start

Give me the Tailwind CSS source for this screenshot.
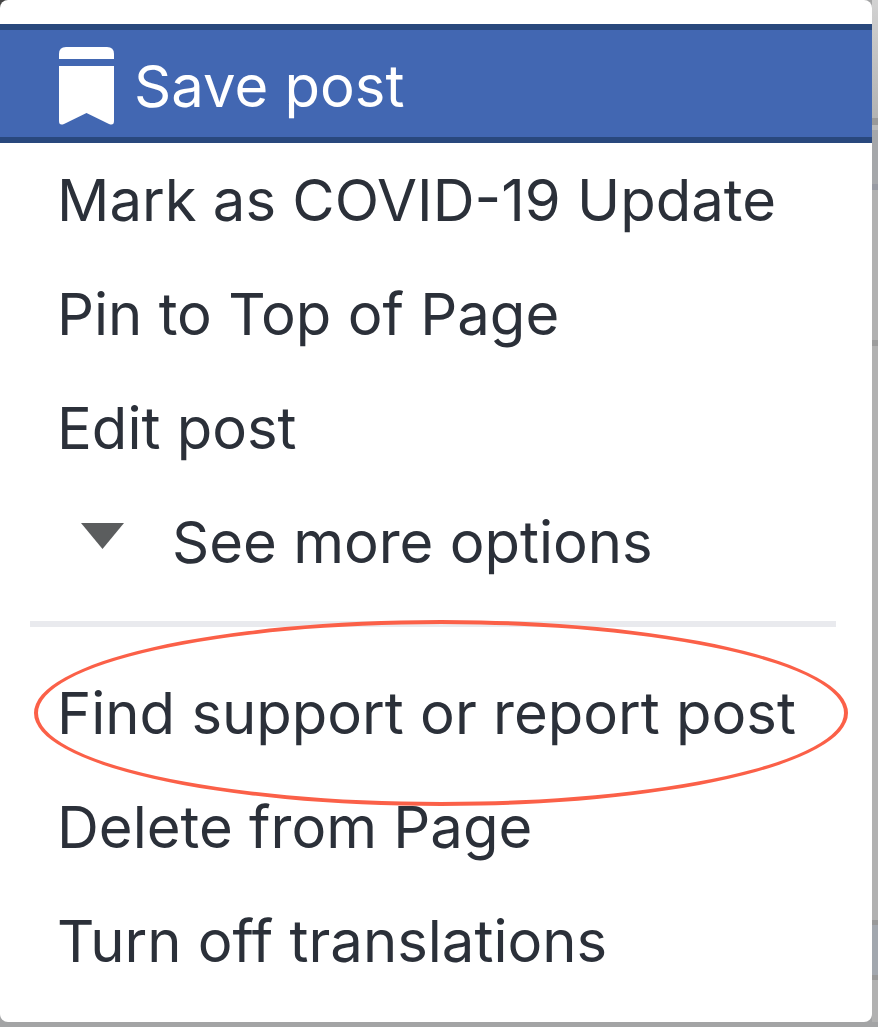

end
start

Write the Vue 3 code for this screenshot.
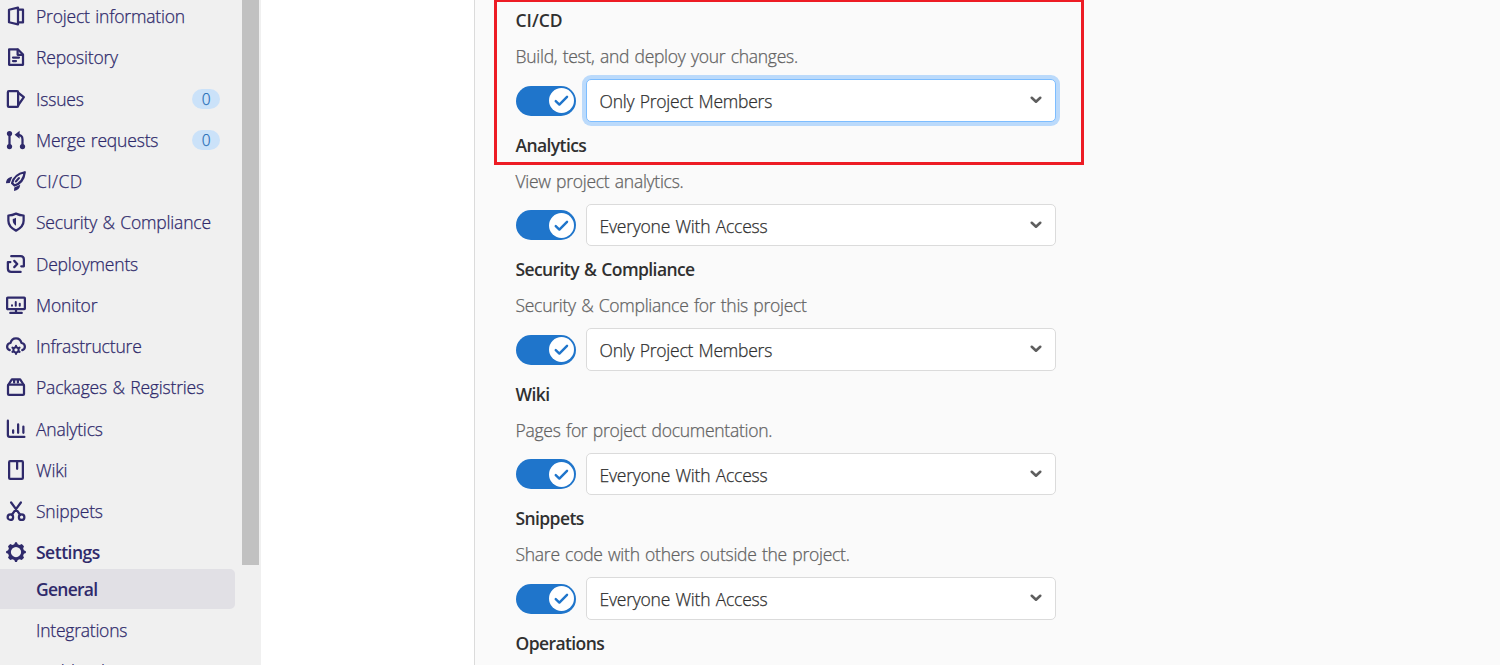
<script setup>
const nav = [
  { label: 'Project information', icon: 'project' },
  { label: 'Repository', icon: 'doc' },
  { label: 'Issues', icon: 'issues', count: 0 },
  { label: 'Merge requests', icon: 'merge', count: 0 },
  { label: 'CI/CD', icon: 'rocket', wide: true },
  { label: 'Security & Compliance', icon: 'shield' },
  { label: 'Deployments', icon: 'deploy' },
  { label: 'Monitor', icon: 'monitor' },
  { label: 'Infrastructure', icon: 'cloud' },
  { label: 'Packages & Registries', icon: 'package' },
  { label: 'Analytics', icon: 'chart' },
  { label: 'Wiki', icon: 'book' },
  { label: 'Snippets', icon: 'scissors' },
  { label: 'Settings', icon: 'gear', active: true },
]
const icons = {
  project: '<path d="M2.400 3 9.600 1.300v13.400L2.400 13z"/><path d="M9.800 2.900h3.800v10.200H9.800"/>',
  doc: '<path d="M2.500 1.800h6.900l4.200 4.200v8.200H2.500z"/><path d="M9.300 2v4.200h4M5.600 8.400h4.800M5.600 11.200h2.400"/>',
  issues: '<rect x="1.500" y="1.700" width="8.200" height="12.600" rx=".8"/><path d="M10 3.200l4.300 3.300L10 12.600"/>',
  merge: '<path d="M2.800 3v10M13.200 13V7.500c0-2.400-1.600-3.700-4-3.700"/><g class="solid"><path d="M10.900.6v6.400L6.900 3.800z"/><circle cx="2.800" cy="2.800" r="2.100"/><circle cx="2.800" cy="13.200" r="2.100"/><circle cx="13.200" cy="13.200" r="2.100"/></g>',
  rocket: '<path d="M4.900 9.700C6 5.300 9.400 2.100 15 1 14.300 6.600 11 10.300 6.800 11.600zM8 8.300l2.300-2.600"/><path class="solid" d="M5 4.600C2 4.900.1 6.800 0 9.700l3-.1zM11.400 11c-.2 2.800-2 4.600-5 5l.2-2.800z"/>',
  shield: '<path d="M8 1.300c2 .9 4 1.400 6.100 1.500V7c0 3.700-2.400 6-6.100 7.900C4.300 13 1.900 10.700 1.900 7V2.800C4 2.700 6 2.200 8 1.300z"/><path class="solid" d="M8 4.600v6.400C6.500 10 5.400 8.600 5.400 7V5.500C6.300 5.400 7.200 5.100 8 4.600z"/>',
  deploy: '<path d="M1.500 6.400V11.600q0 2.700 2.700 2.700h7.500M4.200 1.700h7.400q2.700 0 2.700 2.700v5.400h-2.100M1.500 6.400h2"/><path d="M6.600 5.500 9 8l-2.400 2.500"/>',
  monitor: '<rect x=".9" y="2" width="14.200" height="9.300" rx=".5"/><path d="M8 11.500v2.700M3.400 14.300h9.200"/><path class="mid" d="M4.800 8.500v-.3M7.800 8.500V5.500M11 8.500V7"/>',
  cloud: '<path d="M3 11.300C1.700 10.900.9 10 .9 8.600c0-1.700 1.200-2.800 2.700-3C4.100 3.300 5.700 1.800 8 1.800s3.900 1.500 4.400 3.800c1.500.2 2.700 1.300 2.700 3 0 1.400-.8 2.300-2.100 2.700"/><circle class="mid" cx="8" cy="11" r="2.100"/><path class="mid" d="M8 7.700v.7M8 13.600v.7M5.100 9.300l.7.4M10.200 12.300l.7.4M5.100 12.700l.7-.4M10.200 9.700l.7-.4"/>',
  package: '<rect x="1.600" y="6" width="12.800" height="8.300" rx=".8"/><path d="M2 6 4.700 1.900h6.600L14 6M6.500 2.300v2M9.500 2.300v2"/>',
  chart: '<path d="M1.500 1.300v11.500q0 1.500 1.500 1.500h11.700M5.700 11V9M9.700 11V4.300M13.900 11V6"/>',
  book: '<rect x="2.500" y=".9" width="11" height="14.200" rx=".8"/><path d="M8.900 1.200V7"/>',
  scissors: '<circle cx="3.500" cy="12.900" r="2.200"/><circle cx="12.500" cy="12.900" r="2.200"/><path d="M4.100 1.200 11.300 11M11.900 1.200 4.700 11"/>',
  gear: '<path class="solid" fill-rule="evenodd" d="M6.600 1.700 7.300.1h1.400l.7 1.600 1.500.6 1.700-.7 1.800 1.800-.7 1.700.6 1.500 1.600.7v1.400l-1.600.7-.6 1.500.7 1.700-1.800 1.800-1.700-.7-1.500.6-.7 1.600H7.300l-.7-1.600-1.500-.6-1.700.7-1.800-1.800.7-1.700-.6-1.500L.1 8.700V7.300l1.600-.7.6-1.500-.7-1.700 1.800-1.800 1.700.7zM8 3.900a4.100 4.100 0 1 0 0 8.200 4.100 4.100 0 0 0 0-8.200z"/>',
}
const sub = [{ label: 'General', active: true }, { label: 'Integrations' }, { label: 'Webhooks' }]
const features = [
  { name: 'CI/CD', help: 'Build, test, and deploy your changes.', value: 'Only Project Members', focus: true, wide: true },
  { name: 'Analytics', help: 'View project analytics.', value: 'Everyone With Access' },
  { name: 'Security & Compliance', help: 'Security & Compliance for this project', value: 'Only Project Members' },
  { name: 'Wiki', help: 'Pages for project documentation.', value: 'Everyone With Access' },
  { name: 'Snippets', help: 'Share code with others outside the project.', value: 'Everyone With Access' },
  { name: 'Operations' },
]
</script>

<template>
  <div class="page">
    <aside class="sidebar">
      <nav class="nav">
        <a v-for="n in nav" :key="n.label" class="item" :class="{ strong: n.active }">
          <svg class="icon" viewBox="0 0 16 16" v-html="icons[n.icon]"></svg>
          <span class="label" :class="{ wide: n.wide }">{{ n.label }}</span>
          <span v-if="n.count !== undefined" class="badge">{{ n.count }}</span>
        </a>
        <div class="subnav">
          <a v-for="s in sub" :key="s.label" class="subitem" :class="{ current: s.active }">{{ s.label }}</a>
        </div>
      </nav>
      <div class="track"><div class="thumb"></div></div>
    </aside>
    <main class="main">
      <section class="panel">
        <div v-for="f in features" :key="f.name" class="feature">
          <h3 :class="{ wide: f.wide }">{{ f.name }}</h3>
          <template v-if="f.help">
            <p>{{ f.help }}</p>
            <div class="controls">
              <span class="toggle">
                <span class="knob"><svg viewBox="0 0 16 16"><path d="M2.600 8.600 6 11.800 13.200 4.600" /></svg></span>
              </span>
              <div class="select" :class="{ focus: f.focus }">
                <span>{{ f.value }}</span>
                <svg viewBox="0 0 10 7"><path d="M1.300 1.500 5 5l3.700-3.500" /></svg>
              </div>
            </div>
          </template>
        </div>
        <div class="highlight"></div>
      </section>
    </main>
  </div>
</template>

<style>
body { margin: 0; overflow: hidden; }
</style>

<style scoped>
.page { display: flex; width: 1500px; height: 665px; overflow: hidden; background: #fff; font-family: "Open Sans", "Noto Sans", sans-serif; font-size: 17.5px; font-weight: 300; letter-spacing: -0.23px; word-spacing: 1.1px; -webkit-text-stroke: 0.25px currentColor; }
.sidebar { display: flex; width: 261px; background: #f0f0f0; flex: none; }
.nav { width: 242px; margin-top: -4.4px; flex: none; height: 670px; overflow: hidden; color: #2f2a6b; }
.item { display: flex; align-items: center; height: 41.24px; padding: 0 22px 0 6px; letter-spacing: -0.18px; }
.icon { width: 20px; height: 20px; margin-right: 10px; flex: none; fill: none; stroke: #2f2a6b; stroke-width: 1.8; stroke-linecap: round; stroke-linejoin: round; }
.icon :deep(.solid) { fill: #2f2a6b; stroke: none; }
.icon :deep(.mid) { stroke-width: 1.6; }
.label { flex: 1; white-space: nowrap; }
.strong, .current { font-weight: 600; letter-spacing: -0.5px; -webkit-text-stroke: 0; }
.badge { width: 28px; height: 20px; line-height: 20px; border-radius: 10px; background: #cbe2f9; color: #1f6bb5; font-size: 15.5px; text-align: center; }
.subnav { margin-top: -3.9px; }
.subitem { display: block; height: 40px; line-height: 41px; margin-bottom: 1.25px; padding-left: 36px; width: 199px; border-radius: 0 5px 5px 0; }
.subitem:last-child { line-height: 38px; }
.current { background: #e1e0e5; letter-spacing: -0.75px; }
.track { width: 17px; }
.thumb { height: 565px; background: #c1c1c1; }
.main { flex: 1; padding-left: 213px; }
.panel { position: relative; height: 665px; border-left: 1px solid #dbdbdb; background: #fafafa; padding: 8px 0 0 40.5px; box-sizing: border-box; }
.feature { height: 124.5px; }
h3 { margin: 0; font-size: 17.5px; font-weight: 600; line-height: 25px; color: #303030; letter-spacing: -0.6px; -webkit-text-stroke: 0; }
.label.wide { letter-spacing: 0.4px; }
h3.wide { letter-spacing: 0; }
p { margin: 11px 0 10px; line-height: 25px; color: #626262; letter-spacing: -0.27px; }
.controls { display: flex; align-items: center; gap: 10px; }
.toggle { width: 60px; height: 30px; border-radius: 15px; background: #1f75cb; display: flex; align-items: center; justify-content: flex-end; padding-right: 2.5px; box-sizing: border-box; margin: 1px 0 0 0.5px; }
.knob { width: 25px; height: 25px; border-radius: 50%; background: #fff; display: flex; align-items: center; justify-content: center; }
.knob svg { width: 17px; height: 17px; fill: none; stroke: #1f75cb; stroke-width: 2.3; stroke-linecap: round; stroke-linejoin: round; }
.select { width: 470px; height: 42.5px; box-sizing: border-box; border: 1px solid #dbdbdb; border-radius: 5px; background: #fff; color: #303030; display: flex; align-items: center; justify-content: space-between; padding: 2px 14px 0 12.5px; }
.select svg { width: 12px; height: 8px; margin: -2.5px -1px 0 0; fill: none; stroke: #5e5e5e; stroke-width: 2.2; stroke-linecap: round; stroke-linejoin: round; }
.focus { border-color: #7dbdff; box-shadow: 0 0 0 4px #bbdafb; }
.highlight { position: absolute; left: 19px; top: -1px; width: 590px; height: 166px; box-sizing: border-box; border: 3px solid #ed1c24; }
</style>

end

◆ SHORT EXERCISE ◆
Select every line above that contains the word "code", and copy it.

◆ TASK RESPONSE ◆
Write the Vue 3 code for this screenshot.
  { name: 'Snippets', help: 'Share code with others outside the project.', value: 'Everyone With Access' },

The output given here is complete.